This Restaurant is Permanently Closed
This is a restaurant, where drinking alcohol, including draught and bottled beer, is only allowed when food is being consumed.
Brasserie in town centre bought by Gentian (property developers) in 2013 and now closed. Photographs and more historical information about it can be found at suffolkcamra.co.uk/pubs/pub/864
Historic Interest
Nags Head taken down 08 Jul 1855 & rebuilt by 22 May 1856. Sign altered to Star & afterwards Victoria Tavern.
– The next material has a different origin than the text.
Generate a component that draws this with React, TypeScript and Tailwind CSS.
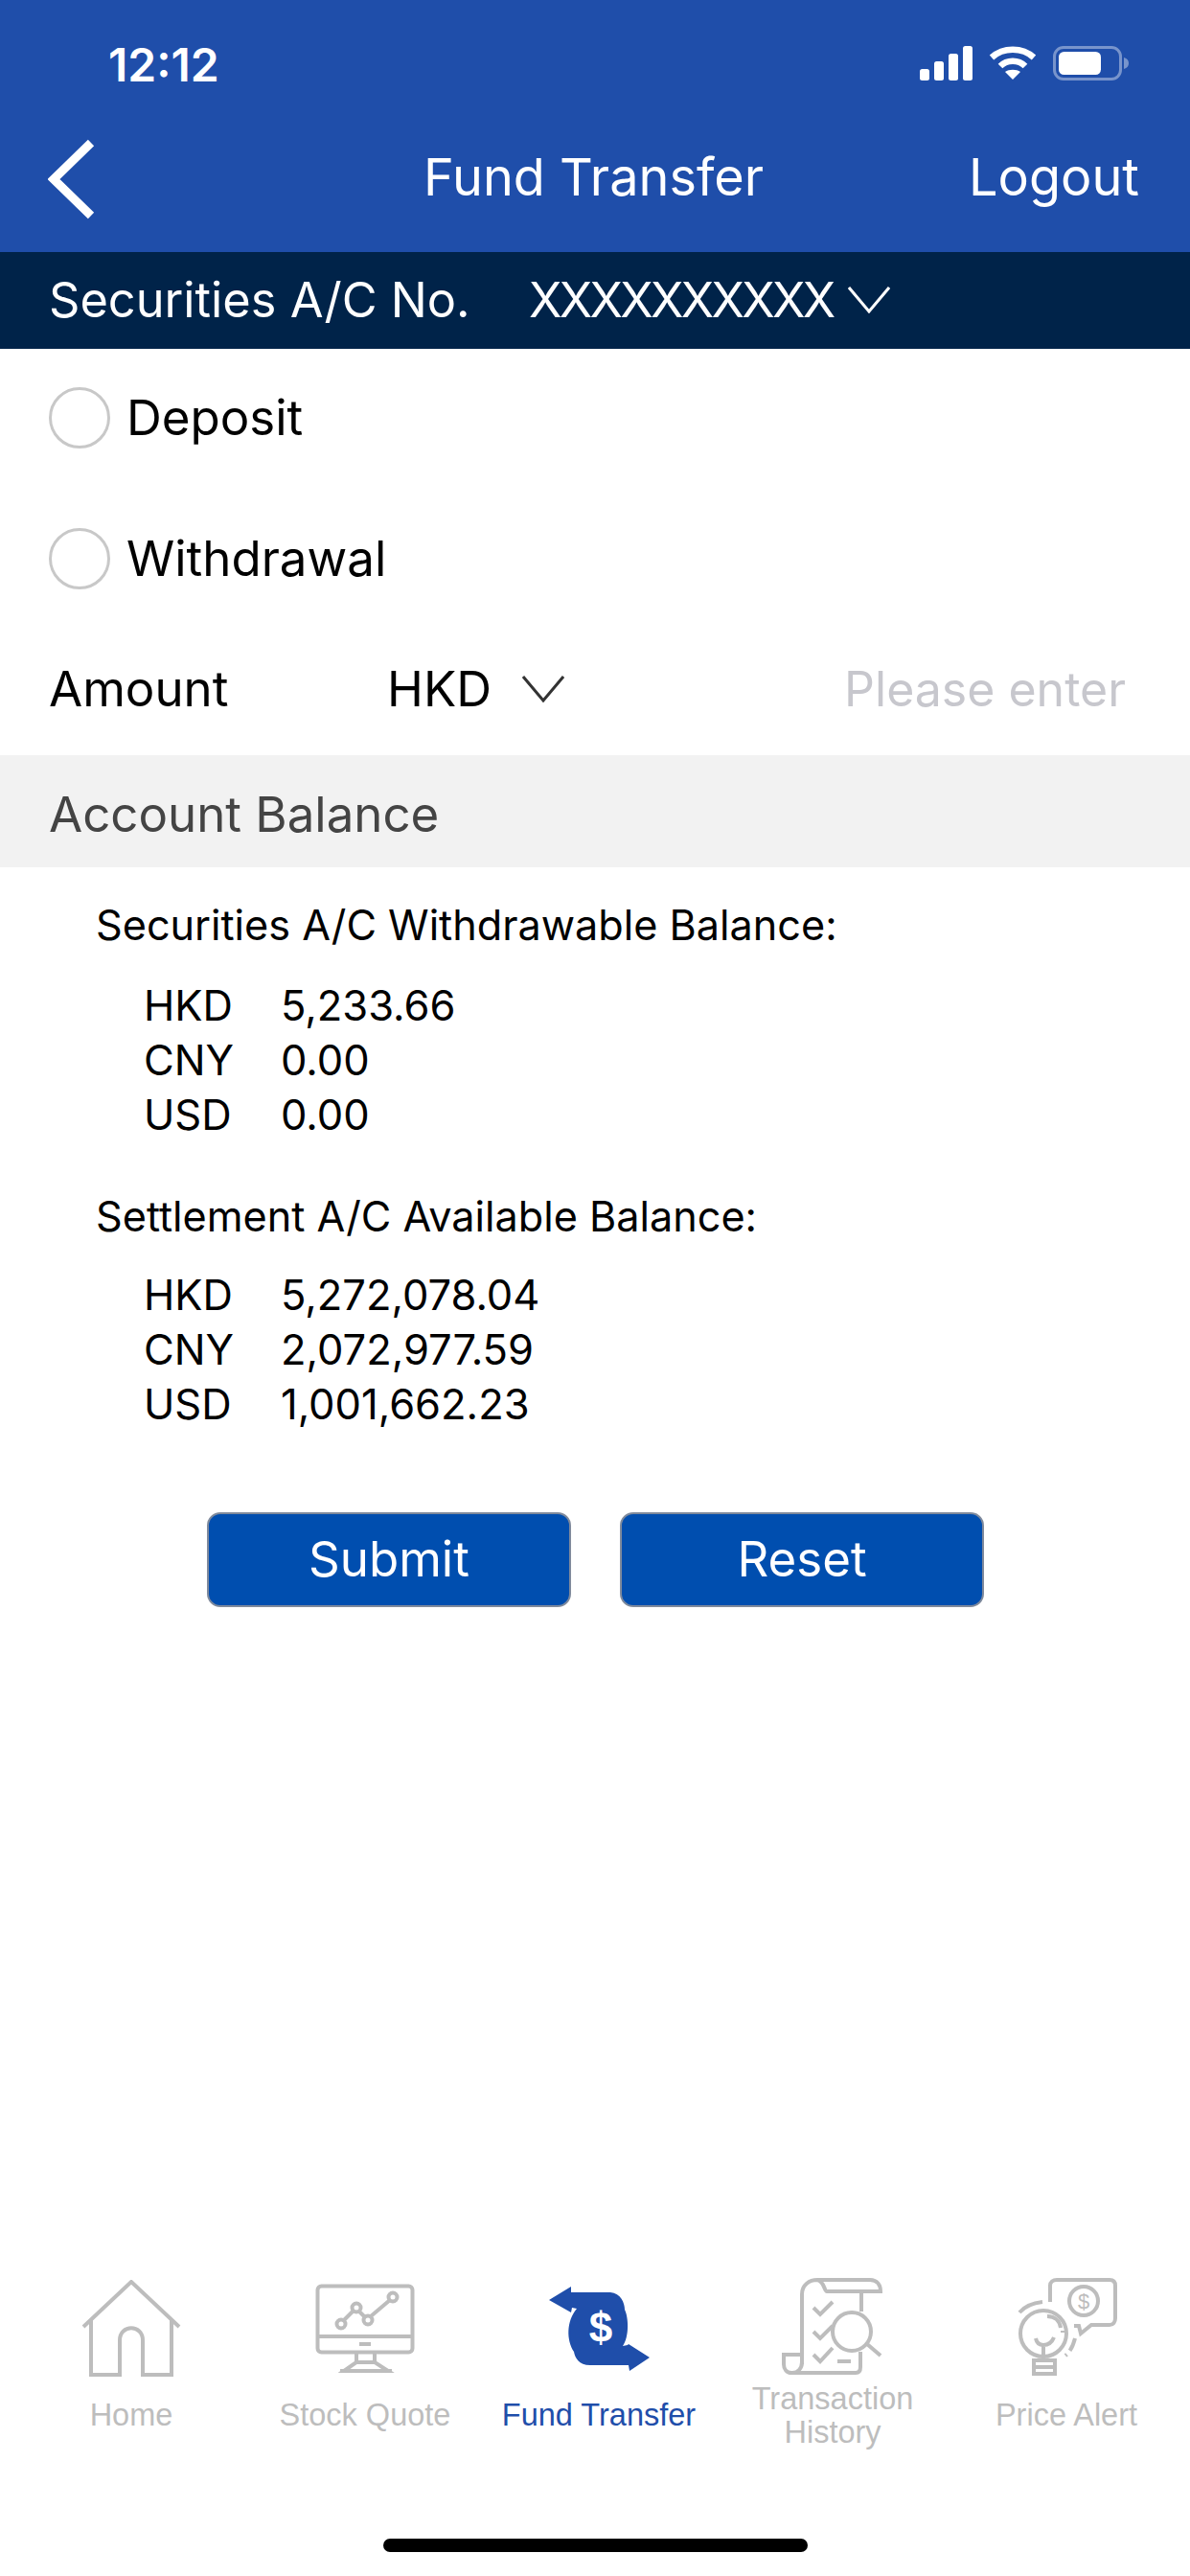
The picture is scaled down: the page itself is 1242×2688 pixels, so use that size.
const SANS = "font-['Inter','Liberation_Sans',sans-serif]";

function Chevron({ w, h, color }: { w: number; h: number; color: string }) {
  return (
    <svg width={w} height={h} viewBox="0 0 44 28" fill="none">
      <path d="M1 1 L22 26 L43 1" stroke={color} strokeWidth="3" />
    </svg>
  );
}

function Row({ cur, val }: { cur: string; val: string }) {
  return (
    <div className="flex h-[57px] items-center text-[43.5px] text-black">
      <span className="w-[143px]">{cur}</span>
      <span>{val}</span>
    </div>
  );
}

function Radio({ label }: { label: string }) {
  return (
    <div className="flex h-[64px] items-center gap-[17px]">
      <div className="size-[64px] rounded-full border-[3px] border-[#c8c8c8]" />
      <span className="text-[51px] leading-[64px] text-black">{label}</span>
    </div>
  );
}

function Tab({ label, active, children }: { label: string; active?: boolean; children: React.ReactNode }) {
  return (
    <div className="flex flex-col items-center">
      <div className="flex h-[104px] items-center justify-center">{children}</div>
      <div className={`mt-[4px] flex h-[70px] items-start justify-center text-center text-[32.5px] leading-[35px] font-['Liberation_Sans',sans-serif] ${active ? "text-[#1f4eaa]" : "text-[#bdbdbd]"}`}>
        <span className={label.length > 14 ? "" : "pt-[17px]"}>{label}</span>
      </div>
    </div>
  );
}

const G = "#bdbdbd";

export default function App() {
  return (
    <div className={`flex h-[2688px] w-[1242px] flex-col bg-white ${SANS}`}>
      <header className="h-[263px] shrink-0 bg-[#1f4eaa] text-white">
        <div className="flex h-[136px] items-start justify-between pt-[43px] pl-[113px] pr-[64px]">
          <span className="text-[48px] leading-[50px] font-semibold">12:12</span>
          <div className="flex items-center gap-[17px] pt-[5px]">
            <svg width="55" height="36" viewBox="0 0 55 36" fill="white">
              <rect x="0" y="24" width="10" height="12" rx="2.5" />
              <rect x="15" y="16" width="10" height="20" rx="2.5" />
              <rect x="30" y="8" width="10" height="28" rx="2.5" />
              <rect x="45" y="0" width="10" height="36" rx="2.5" />
            </svg>
            <svg width="50" height="36" viewBox="0 0 50 36" fill="none" stroke="white" strokeWidth="6.5">
              <path d="M3 12 C15 1 35 1 47 12" />
              <path d="M12 21 C19 14 31 14 38 21" />
              <path d="M25 35 L17 27 C21 24 29 24 33 27 Z" fill="white" stroke="none" />
            </svg>
            <svg width="79" height="36" viewBox="0 0 79 36" fill="none">
              <rect x="1.5" y="1.5" width="69" height="33" rx="9.5" stroke="white" strokeOpacity="0.4" strokeWidth="3" />
              <rect x="6" y="6" width="44" height="24" rx="5.5" fill="white" />
              <path d="M74 12 C77.5 13 79 15 79 18 C79 21 77.5 23 74 24 Z" fill="white" fillOpacity="0.4" />
            </svg>
          </div>
        </div>
        <div className="flex h-[127px] items-start pl-[50px] pr-[53px]">
          <div className="flex-1">
            <svg width="50" height="84" viewBox="0 0 50 84" fill="none" className="mt-[9px]">
              <path d="M45 4 L6 42 L45 80" stroke="white" strokeWidth="9" />
            </svg>
          </div>
          <span className="mt-[19px] text-[54px] leading-[60px]">Fund Transfer</span>
          <div className="flex flex-1 justify-end">
            <span className="mt-[19px] text-[54px] leading-[60px]">Logout</span>
          </div>
        </div>
      </header>

      <div className="flex h-[101px] shrink-0 items-center bg-[#002349] pb-[2px] pl-[51px] text-[50.5px] text-white">
        <span className="w-[501px]">Securities A/C No.</span>
        <span className="tracking-[-2.7px]">XXXXXXXXXX</span>
        <span className="ml-[16px]"><Chevron w={44} h={28} color="white" /></span>
      </div>

      <div className="flex h-[424px] shrink-0 flex-col px-[51px]">
        <div className="mt-[40px]"><Radio label="Deposit" /></div>
        <div className="mt-[83px]"><Radio label="Withdrawal" /></div>
        <div className="mt-[72px] flex h-[64px] items-center text-[51px] leading-[64px] text-black">
          <span className="w-[353px]">Amount</span>
          <span>HKD</span>
          <span className="ml-[32px]"><Chevron w={44} h={28} color="#333333" /></span>
          <span className="ml-auto pr-[16px] text-[50px] text-[#c7c7cd]">Please enter</span>
        </div>
      </div>

      <div className="flex h-[117px] shrink-0 items-center bg-[#f2f2f2] pl-[51px] pt-[8px] text-[51px] text-[#444444]">Account Balance</div>

      <div className="flex shrink-0 flex-col pl-[100px] pt-[32px]">
        <div className="text-[43.2px] leading-[57px] text-black">Securities A/C Withdrawable Balance:</div>
        <div className="mt-[27px] pl-[50px]">
          <Row cur="HKD" val="5,233.66" />
          <Row cur="CNY" val="0.00" />
          <Row cur="USD" val="0.00" />
        </div>
        <div className="mt-[49px] text-[43.2px] leading-[57px] text-black">Settlement A/C Available Balance:</div>
        <div className="mt-[25px] pl-[50px]">
          <Row cur="HKD" val="5,272,078.04" />
          <Row cur="CNY" val="2,072,977.59" />
          <Row cur="USD" val="1,001,662.23" />
        </div>
      </div>

      <div className="mt-[84px] flex shrink-0 justify-center gap-[51px] pl-[1px]">
        <button className="h-[99px] w-[380px] rounded-[14px] border-2 border-[#7f8a9c] bg-[#004eaf] text-[51px] text-white">Submit</button>
        <button className="h-[99px] w-[380px] rounded-[14px] border-2 border-[#7f8a9c] bg-[#004eaf] text-[51px] text-white">Reset</button>
      </div>

      <nav className="mt-auto grid shrink-0 grid-cols-5 pl-[15px] pr-[7px]">
        <Tab label="Home">
          <svg width="104" height="102" viewBox="0 0 104 102" fill="none" stroke={G} strokeWidth="4">
            <path d="M2 49 L52 2 L102 49" />
            <path d="M10 42 V99 H40 V63 C40 46 64 46 64 63 V99 H94 V42" />
          </svg>
        </Tab>
        <Tab label="Stock Quote">
          <svg width="104" height="94" viewBox="0 0 104 94" fill="none" stroke={G} strokeWidth="4">
            <rect x="2.5" y="2.5" width="99" height="69" rx="4" />
            <path d="M2.5 55 H101.5" />
            <path d="M46 63 H58" />
            <path d="M43 72 V82 L30 91 H76 L62 82 V72 M43 82 H62" />
            <path d="M26 91 H80" />
            <circle cx="27" cy="42" r="4.5" />
            <circle cx="43" cy="25" r="4.5" />
            <circle cx="55" cy="38" r="4.5" />
            <circle cx="81" cy="14" r="4.5" />
            <path d="M30 38 L40 28 M46 29 L52 35 M58 34 L78 17" />
          </svg>
        </Tab>
        <Tab label="Fund Transfer" active>
          <svg width="105" height="90" viewBox="13 15 105 90">
            <path fill="#1f4eaa" d="M13 30 L36 16 L36 22 L77 22 C88 23 92 33 92 40 C96 48 97 68 90 78 L95 77 L96 76 L118 90 L97 104 L96 98 L56 98 C44 98 40 90 39 84 C31 72 31 52 42 39 L37 38 L36 43 Z" />
            <text x="67" y="74" fill="white" fontSize="44" fontWeight="700" textAnchor="middle" fontFamily="Liberation Sans, sans-serif">$</text>
          </svg>
        </Tab>
        <Tab label="Transaction History">
          <svg width="120" height="110" viewBox="0 5 120 110" fill="none" stroke={G} strokeWidth="4">
            <path d="M44 9 H99 C107 9 110 15 110 21 H54 C51 21 52 11 44 9 C36 9 28 14 28 24 V97" />
            <path d="M90 21 V42" />
            <path d="M89 84 V100 C89 104 87 106 84 106 H17 C12 106 9 102 9 97 V87 H28 V95 C28 101 24 106 18 106" />
            <circle cx="80" cy="63" r="20" />
            <path d="M96 76 L110 88" />
            <path d="M40 38 L47 45 L60 32 M40 63 L47 70 L60 57 M40 87 L47 94 L60 80 M65 94 H79" />
          </svg>
        </Tab>
        <Tab label="Price Alert">
          <svg width="125" height="110" viewBox="0 5 125 110" fill="none" stroke={G} strokeWidth="4">
            <path d="M45 32 V15 C45 11 48 9 52 9 H107 C111 9 113 11 113 15 V49 C113 53 111 56 107 56 H88 L77 65 L75 57 H70" />
            <circle cx="80" cy="31" r="15" />
            <text x="80" y="39" fill={G} stroke="none" fontSize="22" textAnchor="middle" fontFamily="Liberation Sans, sans-serif">$</text>
            <path d="M13 43 C19 36 28 33 37 32" />
            <circle cx="38" cy="65" r="24" />
            <path d="M42 47 C50 47 55 52 56 59" />
            <path d="M58 62 V64" />
            <path d="M30 70 C31 75 34 77 38 77 C43 77 47 74 49 69 M38 77 V93" />
            <path d="M28 93 H50 V107 H28 Z M28 100 H50" />
            <path d="M71 70 C69 78 66 84 61 88" strokeDasharray="14 5" />
          </svg>
        </Tab>
      </nav>

      <div className="flex h-[132px] shrink-0 justify-center pt-[93px]">
        <div className="h-[14px] w-[443px] rounded-full bg-black" />
      </div>
    </div>
  );
}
A paperback book published in 1969, called "Inns of the Suffolk Coast" by Leonard P Thompson contains the following extract: “Its former name, the Pilot Boat, is commemorated in a nineteenth century rhyme The Lion bit the Bear And made the Old Swan fly Turned the Pilot Boat upside down And drank the Lord Nelson dry. The Bear Inn disappeared over one hundred years ago (1869). In 1844, James Woodward was at the Pilot Boat & he remained for a number of years. By 1874, when George Ellis Wright was running the inn, it had changed its sign to become one of only 3 Victoria Inns listed in White's Suffolk Directory for that year, the others being at Felixstowe Ferry & Thurston, near Bury St Edmunds. Mr C.E.Trigg is the present (1969) licensee of this small comfortable licensed hotel with letting rooms, which was modernised about 8 years ago. For many years it was in the ownership of Bullard & Sons, Anchor Brewery, Norwich, now part of Watney Mann.”